Por Augusto Darde
No carnaval de 2023, visitei São Paulo e encontrei, num passeio, o livro Black Bazar (2009), de Alain Mabanckou. Já conheço a obra dele há algum tempo, além de admirar muito suas falas em torno da literatura de língua francesa escrita por autores negros e autoras negras. A importância dele é tanta que, em 2016, foi convidado por Antoine Compagnon a ministrar aulas sobre literatura da África no Collège de France, ápice da carreira de qualquer intelectual na França.
Black Bazar é escrito em primeira pessoa, já que se trata do diário de Fessologue – algo como Bundólogo em português –, chamado assim pelos amigos de boemia pois, segundo sua filosofia, a psicologia de um ser humano pode ser lida na maneira como mexe a bunda. Jovem adulto de cerca de 30 anos, ele nos conta sua vida em Paris, retratada particularmente entre o bar afro-cubano Jip’s, que existe de verdade, localizado perto dos Halles, bem no ventre de Paris (parafraseando Zola) e o 18o arrondissement, mais especificamente as redondezas da estação de metrô Château-Rouge, onde se concentra uma população de imigrantes vindos de países africanos. Como Alain Mabanckou, Fessologue é nascido em Pointe-Noire, na República do Congo.
O que mais achei marcante em Black Bazar é que o livro revela, além de vozes diversas, locais de Paris pouco ou nunca representados em sua vasta presença na literatura, mais ou menos como fez José Falero em Vila Sapo (2019) e Os Supridores (2020) com relação a Porto Alegre, revelando uma capital gaúcha jamais vista antes nas rodas de conversa de feiras do livro e festas literárias prestigiosas. E é interessante, no entanto, notar que o 18o arrondissement e as ruas perto do metrô Château-Rouge já tinham aparecido em um grande romance do cânone: L’Assommoir (1876), de Zola, que explora as vidas na periferia parisiense no final do século XIX. Mas Black Bazar traz outro 18o arrondissement, mesma localização mas outro espaço, aquele que ainda não tinha aparecido na literatura – ao menos a partir de minha limitada leitura –, a parcela do 18o arrondissement enquanto “bairro africano” de Paris, do metrô Château-d’Eau também, do marché da rue Dejean, dos cortes de cabelo à la Jackson Five, dos “abraços intermináveis entre tábuas de peixe assado, de mangas, de goiabas ou de graviola. Gargalhadas, pisões sem o mínimo pedido de desculpas” (tradução minha), enfim, essa outra periferia, uma periferia pós-colonial, que traz em si as consequências da colonização francesa nos países do continente africano, da “diaspora noire” dos escritores da virada do século XX ao XXI, à qual o próprio autor Alain Mabanckou declara pertencer, essa geração “que, herdeira da fratura colonial, é marcada pelos estigmas de uma oposição frontal de culturas cujos cacos de vidro esmaltam os espaços entre as palavras” (tradução minha), como diz em uma de suas lições ministradas no Collège de France.
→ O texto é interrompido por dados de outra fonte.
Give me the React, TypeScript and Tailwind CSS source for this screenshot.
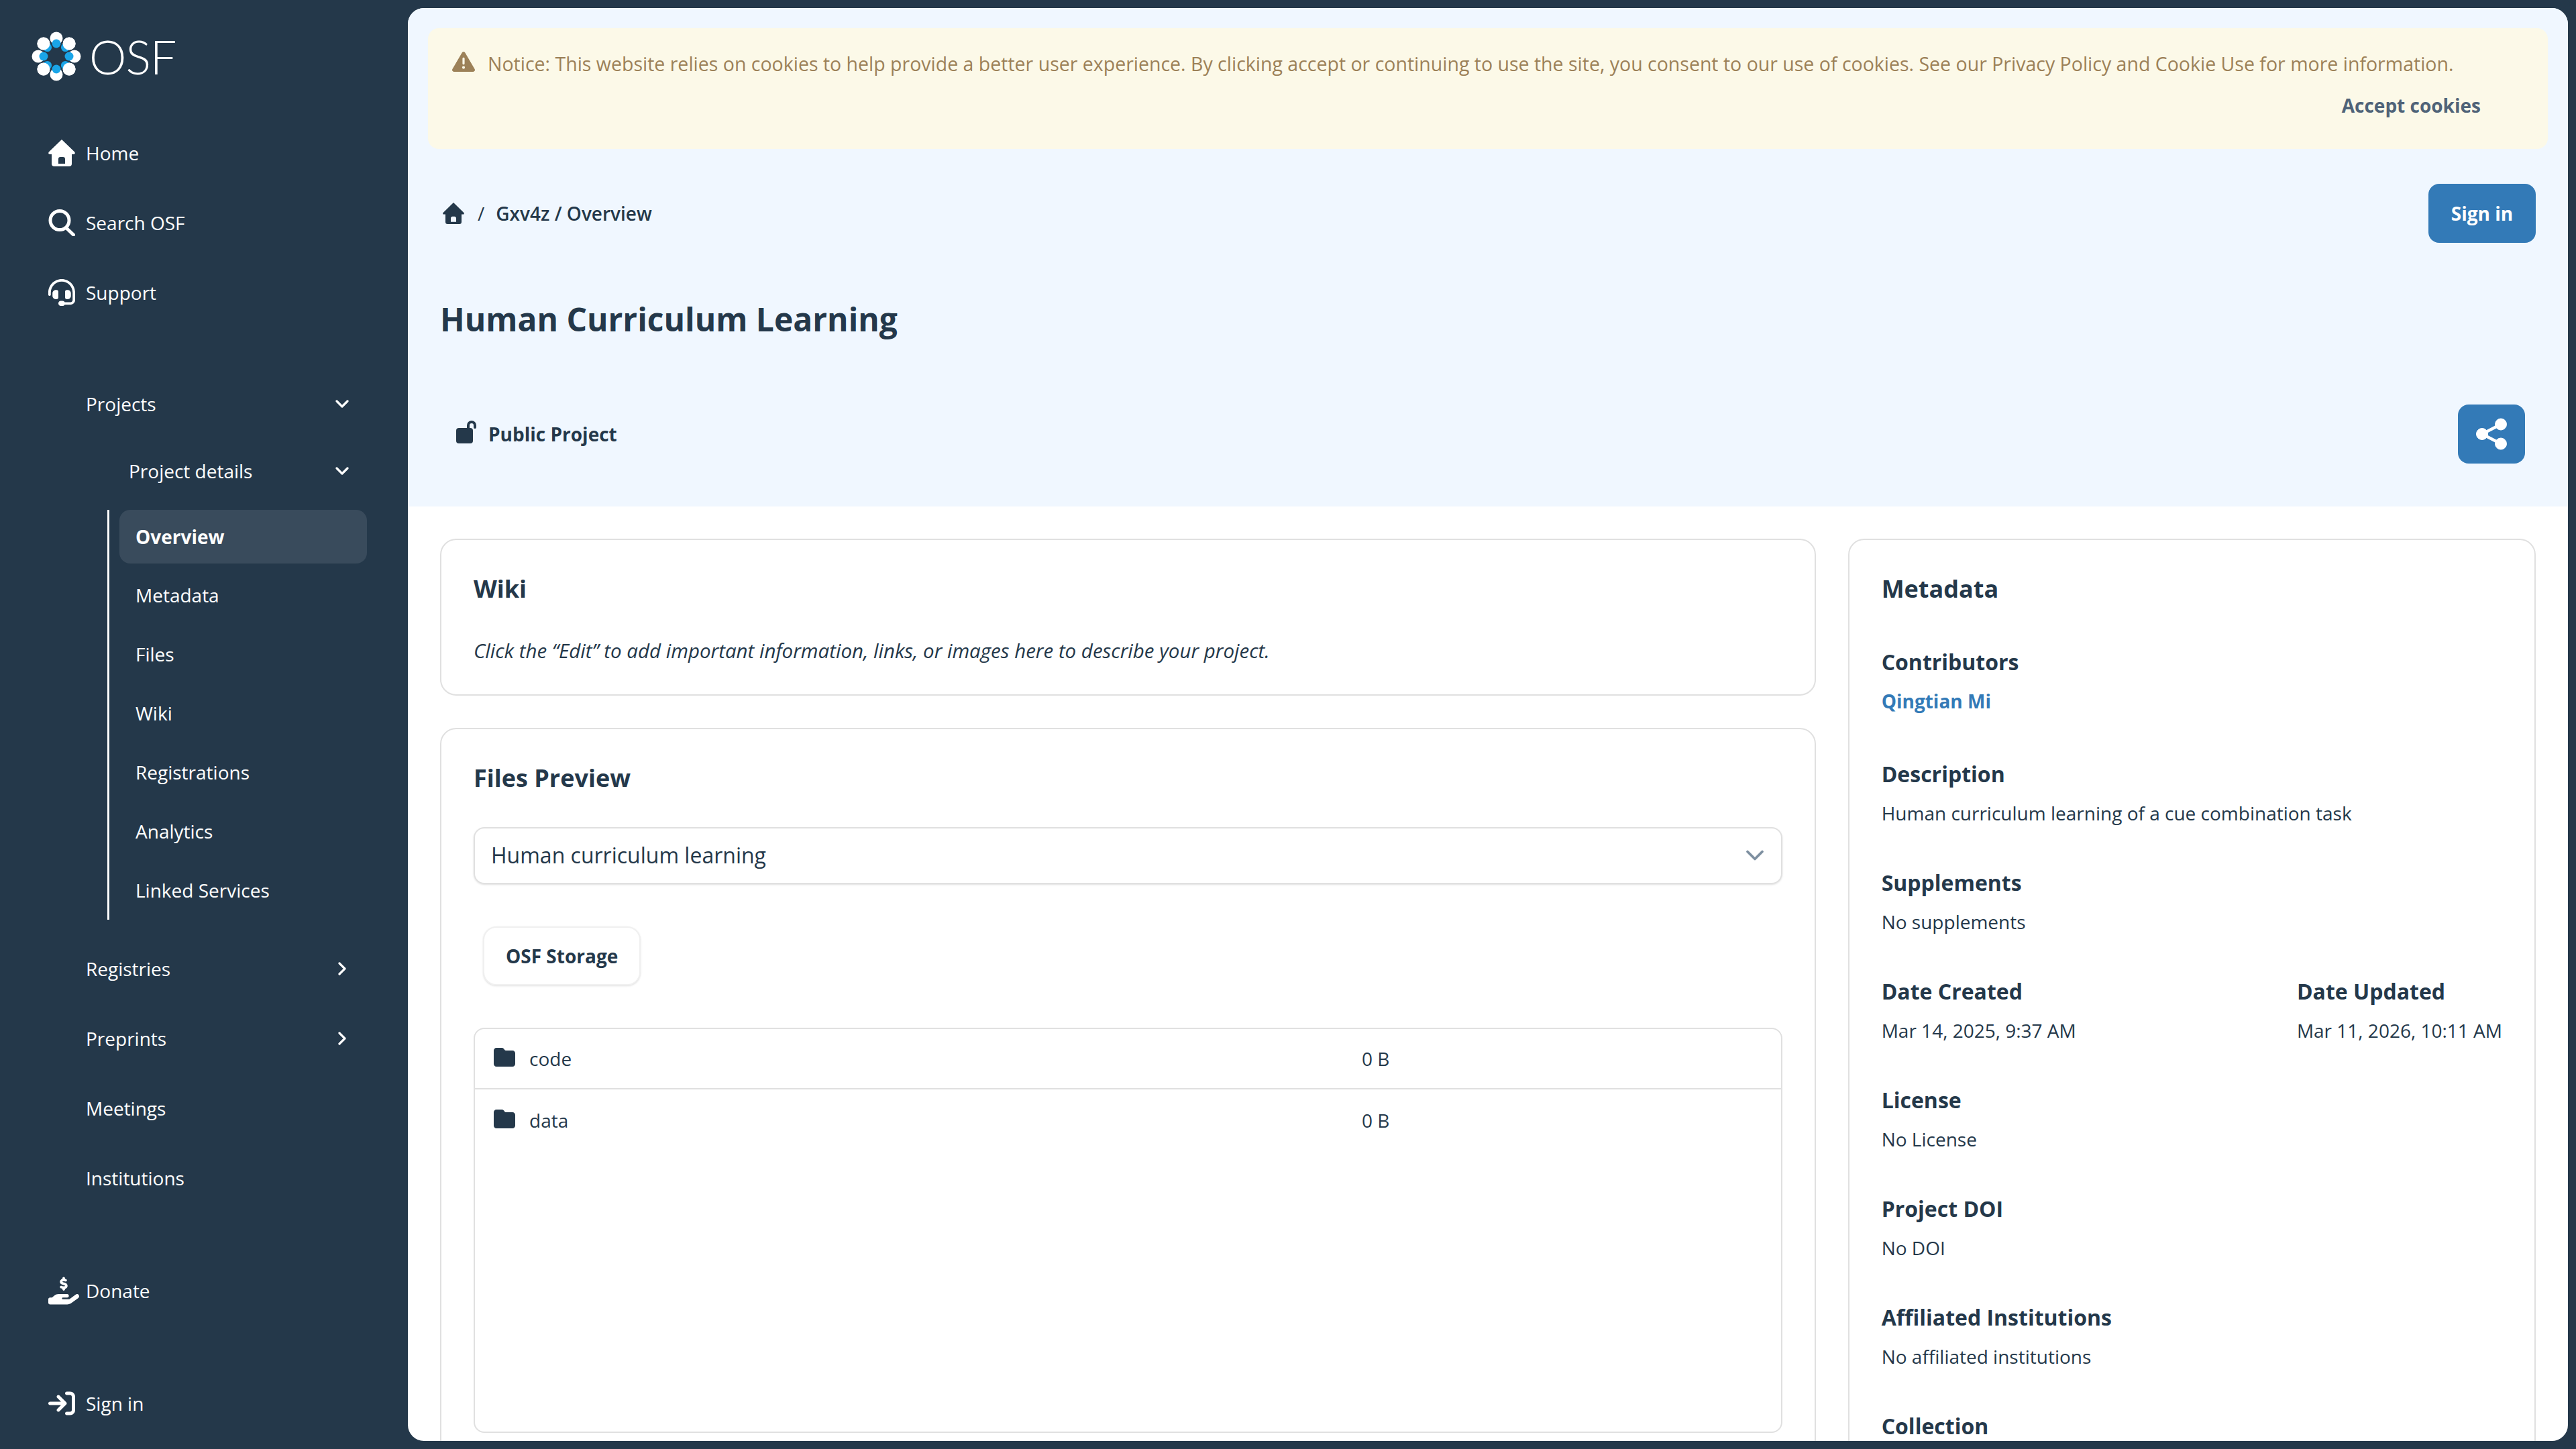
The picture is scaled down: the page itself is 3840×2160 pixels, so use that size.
import React from "react";
import {
  FaArrowRightToBracket,
  FaFolder,
  FaHandHoldingDollar,
  FaHeadset,
  FaTriangleExclamation,
} from "react-icons/fa6";
import { ChevronDown, ChevronRight } from "lucide-react";

const projectLinks = ["Metadata", "Files", "Wiki", "Registrations", "Analytics", "Linked Services"];

const OsfLogo = () => {
  const angles = [0, 45, 90, 135, 180, 225, 270, 315];
  return (
    <svg width="76" height="76" viewBox="-38 -38 76 76" className="shrink-0">
      {angles.map((a) => (
        <g key={a} transform={`rotate(${a})`}>
          <circle cx="0" cy="-27" r="9.5" fill="#fff" />
          <circle cx="0" cy="-19" r="6.5" fill="#1aa5e8" />
        </g>
      ))}
      {angles
        .filter((a) => a % 90 !== 0)
        .map((a) => (
          <circle key={a} cx="0" cy="-27" r="9.5" fill="#fff" transform={`rotate(${a})`} />
        ))}
    </svg>
  );
};

const HomeIcon = ({ size }: { size: number }) => (
  <svg width={size} height={size} viewBox="0 0 40 40" fill="currentColor" fillRule="evenodd">
    <path d="M20 0 L39.2 18.6 Q41 22 37.5 22 H35 V36 Q35 40 31 40 H9 Q5 40 5 36 V22 H2.5 Q-1 22 .8 18.6 Z M15 36 H25 V29 Q25 26 22 26 H18 Q15 26 15 29 Z" />
  </svg>
);

const SearchIcon = () => (
  <svg width="40" height="40" viewBox="0 0 40 40" fill="none" stroke="#fff" strokeWidth="5" strokeLinecap="round">
    <circle cx="17" cy="16.5" r="14" />
    <path d="M27 28 L37.5 38" />
  </svg>
);

const UnlockIcon = () => (
  <svg width="30" height="34" viewBox="0 0 30 34" fill="none" className="mb-[6px] mr-[18px] shrink-0">
    <rect x="0" y="11" width="25" height="23" rx="4" fill="currentColor" />
    <path d="M18 12 V7 a5 5 0 0 1 10 0 V10" stroke="currentColor" strokeWidth="4" strokeLinecap="round" />
  </svg>
);

const ShareIcon = () => (
  <svg width="46" height="48" viewBox="0 0 46 48" fill="#fff" stroke="#fff">
    <path d="M9 24 L37 9.5 M9 24 L37 38.5" strokeWidth="4.5" fill="none" />
    <circle cx="9" cy="24" r="8.5" />
    <circle cx="37" cy="9.5" r="8.5" />
    <circle cx="37" cy="38.5" r="8.5" />
  </svg>
);

const MainNav = ({ icon, label }: { icon: React.ReactNode; label: string }) => (
  <div className="flex h-[104px] items-center pl-[72px]">
    <span className="flex w-[56px] shrink-0 items-center">{icon}</span>
    <span>{label}</span>
  </div>
);

const SubNav = ({ label, chevron }: { label: string; chevron?: "down" | "right" }) => (
  <div className="flex h-[104px] items-center justify-between pl-[128px] pr-[82px]">
    <span>{label}</span>
    {chevron === "down" && <ChevronDown size={32} strokeWidth={2.4} />}
    {chevron === "right" && <ChevronRight size={32} strokeWidth={2.4} />}
  </div>
);

const Card = ({ className = "", children }: { className?: string; children: React.ReactNode }) => (
  <div className={`rounded-[24px] border-2 border-[#e0e0e0] bg-white p-[48px] ${className}`}>{children}</div>
);

const MetaItem = ({ label, children }: { label: string; children?: React.ReactNode }) => (
  <div>
    <h3 className="text-[32px] leading-[44px] font-bold">{label}</h3>
    {children && <div className="mt-[16px] leading-[40px]">{children}</div>}
  </div>
);

const FileRow = ({ name, last }: { name: string; last?: boolean }) => (
  <div className={`flex items-center px-[28px] ${last ? "h-[92px]" : "h-[90px] border-b-2 border-[#e0e0e0]"}`}>
    <FaFolder size={32} className="mb-[4px] mr-[21px] shrink-0" />
    <span className="w-[1241px]">{name}</span>
    <span>0 B</span>
  </div>
);

export default function App() {
  return (
    <div className="flex h-[2160px] w-[3840px] overflow-hidden bg-[#24384a] font-['Open_Sans',sans-serif] text-[28px] text-[#24384a]">
      {/* sidebar */}
      <aside className="flex w-[608px] shrink-0 flex-col text-white">
        <div className="flex h-[124px] items-center pl-[46px] pt-[44px]">
          <OsfLogo />
          <span className="ml-[11px] font-['Lato',sans-serif] text-[70px] leading-none font-light tracking-[-1px]">OSF</span>
        </div>
        <div className="mt-[52px]">
          <MainNav icon={<HomeIcon size={40} />} label="Home" />
          <MainNav icon={<SearchIcon />} label="Search OSF" />
          <MainNav icon={<FaHeadset size={40} />} label="Support" />
        </div>
        <div className="mt-[62px]">
          <SubNav label="Projects" chevron="down" />
          <div className="flex h-[96px] items-center justify-between pl-[192px] pr-[82px]">
            <span>Project details</span>
            <ChevronDown size={32} strokeWidth={2.4} />
          </div>
          <div className="ml-[160px] mt-[10px] border-l-[3px] border-white pl-[15px]">
            <div className="mb-[3px] mr-[61px] flex h-[80px] items-center rounded-[16px] bg-[#394b5c] pl-[24px] font-bold">Overview</div>
            {projectLinks.map((l) => (
              <div key={l} className="flex h-[88px] items-center pl-[24px]">
                {l}
              </div>
            ))}
          </div>
        </div>
        <div className="mt-[21px]">
          <SubNav label="Registries" chevron="right" />
          <SubNav label="Preprints" chevron="right" />
          <SubNav label="Meetings" />
          <SubNav label="Institutions" />
        </div>
        <div className="mt-[64px]">
          <MainNav icon={<FaHandHoldingDollar size={46} />} label="Donate" />
        </div>
        <div className="mt-[64px]">
          <MainNav icon={<FaArrowRightToBracket size={40} />} label="Sign in" />
        </div>
      </aside>

      {/* main panel */}
      <main className="my-[12px] mr-[12px] flex-1 overflow-hidden rounded-[24px] bg-white">
        <section className="bg-[#f0f7ff] px-[30px] pt-[30px]">
          <div className="rounded-[16px] bg-[#fcf9e8] pb-[43px] pl-[36px] pr-[40px] pt-[32px] text-[#9c8158]">
            <div className="flex items-center text-[28.5px]">
              <FaTriangleExclamation size={34} className="mb-[6px] mr-[19px] shrink-0" />
              <span>
                Notice: This website relies on cookies to help provide a better user experience. By clicking accept or continuing to use the site, you consent to our use of cookies. See our Privacy Policy and Cookie Use for more information.
              </span>
            </div>
            <div className="mt-[18px] pr-[60px] text-right font-bold leading-[44px] text-[#4f6378]">Accept cookies</div>
          </div>
          <div className="mt-[52px] flex items-center justify-between pl-[22px] pr-[18px]">
            <div className="flex items-center">
              <HomeIcon size={32} />
              <span className="ml-[20px]">/</span>
              <span className="ml-[17px] font-semibold">Gxv4z / Overview</span>
            </div>
            <button className="h-[88px] w-[160px] rounded-[16px] bg-[#337ab7] font-bold text-white">Sign in</button>
          </div>
          <h1 className="ml-[18px] mt-[79px] text-[48px] leading-[70px] font-bold">Human Curriculum Learning</h1>
          <div className="mt-[92px] flex items-center justify-between pb-[64px] pl-[42px] pr-[34px]">
            <div className="flex items-center font-bold">
              <UnlockIcon />
              Public Project
            </div>
            <button className="flex h-[88px] w-[100px] items-center justify-center rounded-[16px] bg-[#337ab7] text-white">
              <ShareIcon />
            </button>
          </div>
        </section>

        <section className="grid grid-cols-[2fr_1fr] gap-[48px] px-[48px] pt-[48px]">
          <div className="flex flex-col gap-[48px]">
            <Card className="h-[234px]">
              <h2 className="text-[36px] leading-[50px] font-bold">Wiki</h2>
              <p className="mt-[45px] text-[29.5px] italic">
                Click the “Edit” to add important information, links, or images here to describe your project.
              </p>
            </Card>
            <Card>
              <h2 className="text-[36px] leading-[50px] font-bold">Files Preview</h2>
              <div className="mt-[48px] flex h-[85px] items-center justify-between rounded-[16px] border-2 border-[#e0e0e0] pl-[24px] pr-[17px] text-[32px] shadow-sm">
                Human curriculum learning
                <ChevronDown size={44} strokeWidth={2} className="text-[#7d8fa0]" />
              </div>
              <button className="ml-[14px] mt-[63px] h-[88px] rounded-[20px] border-2 border-[#f0f0f0] bg-white px-[32px] font-bold shadow-sm">OSF Storage</button>
              <div className="mt-[63px] h-[604px] rounded-[16px] border-2 border-[#e0e0e0]">
                <FileRow name="code" />
                <FileRow name="data" last />
              </div>
            </Card>
          </div>
          <Card className="h-[1400px]">
            <h2 className="text-[36px] leading-[50px] font-bold">Metadata</h2>
            <div className="mt-[62px] flex flex-col gap-[62px]">
              <MetaItem label="Contributors">
                <span className="mb-[5px] block font-bold text-[#337ab7]">Qingtian Mi</span>
              </MetaItem>
              <MetaItem label="Description">Human curriculum learning of a cue combination task</MetaItem>
              <MetaItem label="Supplements">No supplements</MetaItem>
              <div className="flex justify-between">
                <MetaItem label="Date Created">Mar 14, 2025, 9:37 AM</MetaItem>
                <MetaItem label="Date Updated">Mar 11, 2026, 10:11 AM</MetaItem>
              </div>
              <MetaItem label="License">No License</MetaItem>
              <MetaItem label="Project DOI">No DOI</MetaItem>
              <MetaItem label="Affiliated Institutions">No affiliated institutions</MetaItem>
              <MetaItem label="Collection" />
            </div>
          </Card>
        </section>
      </main>
    </div>
  );
}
Além dos espaços, me chamou também atenção a maneira pela qual são representados: Fessologue é um escritor em formação, então ele não descreve os detalhes concretos como na tradição da prosa francesa, obcecada por cada textura, cada movimento lânguido de folha pendente em galho, cada mínimo alçar de sobrancelhas. Fessologue se concentra nas falas dos personagens. Em Black Bazar, a gente compreende os espaços a partir das vozes das pessoas que os habitam. Esse recurso de escrita me chamou tanto a atenção, que escrevi um artigo a respeito, publicado na revista Organon (UFRGS), v. 38, número 75 (2023), no qual aproximo o espaço de Fessologue do conceito de espaço de Milton Santos, geógrafo brasileiro, um de nossos mais importantes intelectuais e que propôs que o espaço não é um dado apenas concreto, mas sobretudo histórico e social.
Do carnaval até aqui, quase dezembro, posso dizer que Black Bazar foi, de longe, minha leitura mais relevante do ano. Fica a sugestão do livro, que tem edição em português, publicada no Brasil pela Malê Editora. E também a recomendação de acompanhar as reflexões de Alain Mabanckou, escritor e professor, dono de uma capacidade de síntese incrível, de um olhar atualizado e profundo sobre as questões mais importantes em torno da literatura de nosso tempo.